A long-necked giant on its own
Brontsaurus or the “thunder lizard” was first unearthed by famed paleontologist Othniel Charles Marsh from the 150-million-year-old rock of Como Bluff, Wyoming. In his 1879 paper, Marsh described the remains as belonging to a “monster” of a dinosaur which he called Brontosaurus. This was a Gold Rush time in paleontology – when science came in second, and everyone just wanted to find things. We have to keep in mind that Darwin had only recently published his seminal Origins of Species which explained evolution and geologists were only beginning to measure the age of the Earth with accuracy. Imagine their surprise when they found the Earth was more than four billion years old… ooops! Back to the Brontosaurus, amid these troubled times, the huge, long-necked dinosaur quickly grew in popular appeal. In 1905 in New York City, it was one of the first dinosaurs to be assembled in a museum. Once people got to visit the museums and saw the huge dino on display, the name Brontosaurus stuck.
Beginning with 1903, however, another paleontologist called Elmer Riggs found that the so-called Brontosaurus was barely distinguishable from another sauropod Marsh had discovered earlier, Apatosaurus ajax. According to measurements made during those times, the only distinguishable hallmark were the number of sacrum bones which connect the tail to the spinal chord. Apatosaurus had three such bones, while Brontosaurus had five. Riggs concluded that the two dinosaurs species were actually two specimens belonging to the same species. The Brontosaurus, Riggs concluded, was in fact a younger version of an adult Apatosaurus and the extra sacrum bones would had fused together as the dinosaur aged. Eventually, Riggs came around and acknowledged that there were some other differences between the two dinosaurs, but not enough to warrant a new genus. So Brontosaurus was turned into Apatosaurus excelsus, and by the 1970s every scholar had forgone the Brontosaurus. Yet, even to this day the public still recognizes the Brontosaurus even though many aren’t aware that, scientifically at least, there’s no such thing anymore.

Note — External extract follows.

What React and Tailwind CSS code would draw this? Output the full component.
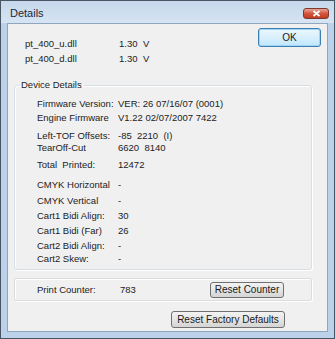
import React from "react";

const dlls = [
  { name: "pt_400_u.dll", ver: "1.30", tag: "V" },
  { name: "pt_400_d.dll", ver: "1.30", tag: "V" },
];

const details = [
  { label: "Firmware Version:", value: "VER: 26 07/16/07 (0001)", gap: "mt-0" },
  { label: "Engine Firmware", value: "V1.22 02/07/2007 7422", gap: "mt-[2px]" },
  { label: "Left-TOF Offsets:", value: "-85  2210  (I)", gap: "mt-[6px]" },
  { label: "TearOff-Cut", value: "6620  8140", gap: "mt-0" },
  { label: "Total  Printed:", value: "12472", gap: "mt-[5px]" },
  { label: "CMYK Horizontal", value: "-", gap: "mt-[8px]" },
  { label: "CMYK Vertical", value: "-", gap: "mt-[4px]" },
  { label: "Cart1 Bidi Align:", value: "30", gap: "mt-[3px]" },
  { label: "Cart1 Bidi (Far)", value: "26", gap: "mt-[3px]" },
  { label: "Cart2 Bidi Align:", value: "-", gap: "mt-[3px]" },
  { label: "Cart2 Skew:", value: "-", gap: "mt-[1px]" },
];

function WinButton({ children, className }) {
  return (
    <button
      className={`rounded-[3px] border border-[#707070] bg-gradient-to-b from-[#f2f2f2] via-[#e6e6e6] to-[#d4d4d4] text-[10px] leading-none text-[#1a1a1a] ${className}`}
    >
      {children}
    </button>
  );
}

export default function App() {
  return (
    <div
      className="w-[335px] h-[339px] flex flex-col bg-[#bcd2ea] border border-[#4a5563] text-[9.5px] text-[#222]"
      style={{ fontFamily: '"Liberation Sans", Arial, sans-serif' }}
    >
      {/* title bar */}
      <div className="h-[22px] shrink-0 flex items-center justify-between pl-[9px] pr-[5px] bg-gradient-to-b from-[#c6d8ec] to-[#d6e4f3]">
        <span className="text-[11px] text-[#1e2a36] mt-[2px]">Details</span>
        <div className="w-[26px] h-[11px] mt-[2px] rounded-[3px] border border-[#7a3a30] bg-gradient-to-b from-[#e8a393] via-[#d2553d] to-[#c23b22] flex items-center justify-center">
          <svg width="9" height="7" viewBox="0 0 9 7">
            <path d="M1.5 1 L7.5 6 M7.5 1 L1.5 6" stroke="#ffffff" strokeWidth="1.8" />
          </svg>
        </div>
      </div>

      {/* client area */}
      <div className="flex-1 mx-[6px] mb-[6px] bg-[#f0f0f0] border border-[#8fa6bf] flex flex-col px-[6px]">
        <div className="flex justify-between">
          <div className="pl-[11px] pt-[14px] flex flex-col gap-[3px]">
            {dlls.map((d) => (
              <div key={d.name} className="flex h-[12px] items-center">
                <span className="w-[94px]">{d.name}</span>
                <span className="w-[24px]">{d.ver}</span>
                <span>{d.tag}</span>
              </div>
            ))}
          </div>
          <button className="mt-[4px] w-[63px] h-[19px] rounded-[3px] border border-[#3c7fb1] bg-gradient-to-b from-[#eaf6fd] via-[#d9f0fc] to-[#bee6fd] shadow-[inset_0_0_0_1px_#9fd5f5] text-[10px] text-[#1a1a1a]">
            OK
          </button>
        </div>

        <fieldset className="mt-[13px] mr-[9px] border border-[#d5dfe5] rounded-[3px] pb-[4px] shadow-[inset_1px_1px_0_#ffffff,1px_1px_0_#ffffff]">
          <legend className="ml-[4px] px-[2px] text-[#222]">Device Details</legend>
          <div className="flex flex-col pt-[6px] pl-[22px]">
            {details.map((r) => (
              <div key={r.label} className={`flex h-[12px] items-center ${r.gap}`}>
                <span className="w-[81px] whitespace-pre">{r.label}</span>
                <span className="whitespace-pre">{r.value}</span>
              </div>
            ))}
          </div>
        </fieldset>

        <div className="mt-[8px] mr-[9px] h-[23px] flex items-center border border-[#dcdcdc] rounded-[2px] pl-[22px] pr-[27px] shadow-[inset_1px_1px_0_#ffffff,1px_1px_0_#ffffff]">
          <span className="w-[83px]">Print Counter:</span>
          <span>783</span>
          <WinButton className="ml-auto w-[74px] h-[16px]">Reset Counter</WinButton>
        </div>

        <div className="flex justify-end mt-[10px] pr-[36px]">
          <WinButton className="w-[114px] h-[17px]">Reset Factory Defaults</WinButton>
        </div>
      </div>
    </div>
  );
}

This taxonomy might not be correct, however, according to a new research which studied the digital libraries containing high-res scans of every diplodocid bone ever dug up. Some 500 anatomical landmarks were identified in 81 species. These include things like neck bone size, shoulder blade shape and so on. Surprisingly, the general shape of the diplodocid tree as described by paleontologist remained virtually unchanged with one notable exception: the fossils first described by Marsh as belong to Brontosaurus differed from the two Apatosaurus species.
“The most obvious and visual feature would be that Apatosaurus has a wider neck than Brontosaurus,” says says study co-author Emmanuel Tschopp of the Universidade Nova de Lisboa. And despite the title of “thunder lizard,” Brontosaurus was not quite as robust as Apatosaurus.
“We were very surprised when we got these results that Brontosaurus was valid again,” the researchers concluded in PeerJ.
To be sure, the team enlisted the help of Roger Benson at the University of Oxford, who is an expert in using statistical analyses to verify speciation. His work found no fault in the model, supporting the claim that Brontosaurus deserves his own genus after all.
“It was a number of small differences that were important, but probably the most obvious features that would help distinguish the two is that the Apatosaurus has an extremely wide neck, where Brontosaurus‘ is more high than wide,” Benson said, echoing Tscopp’s conclusions.
This is far from a settled matter. Some researchers may look at the result and conclude that Brontosaurus should still be an Apatosaurus because of their close relationship, forming what paleontologists call a monophyletic group, others might emphasize the diversity at play and call for a separate genus. But this is a good thing, because the debate might generate a new standard used to better differentiate species, genus, orders or families.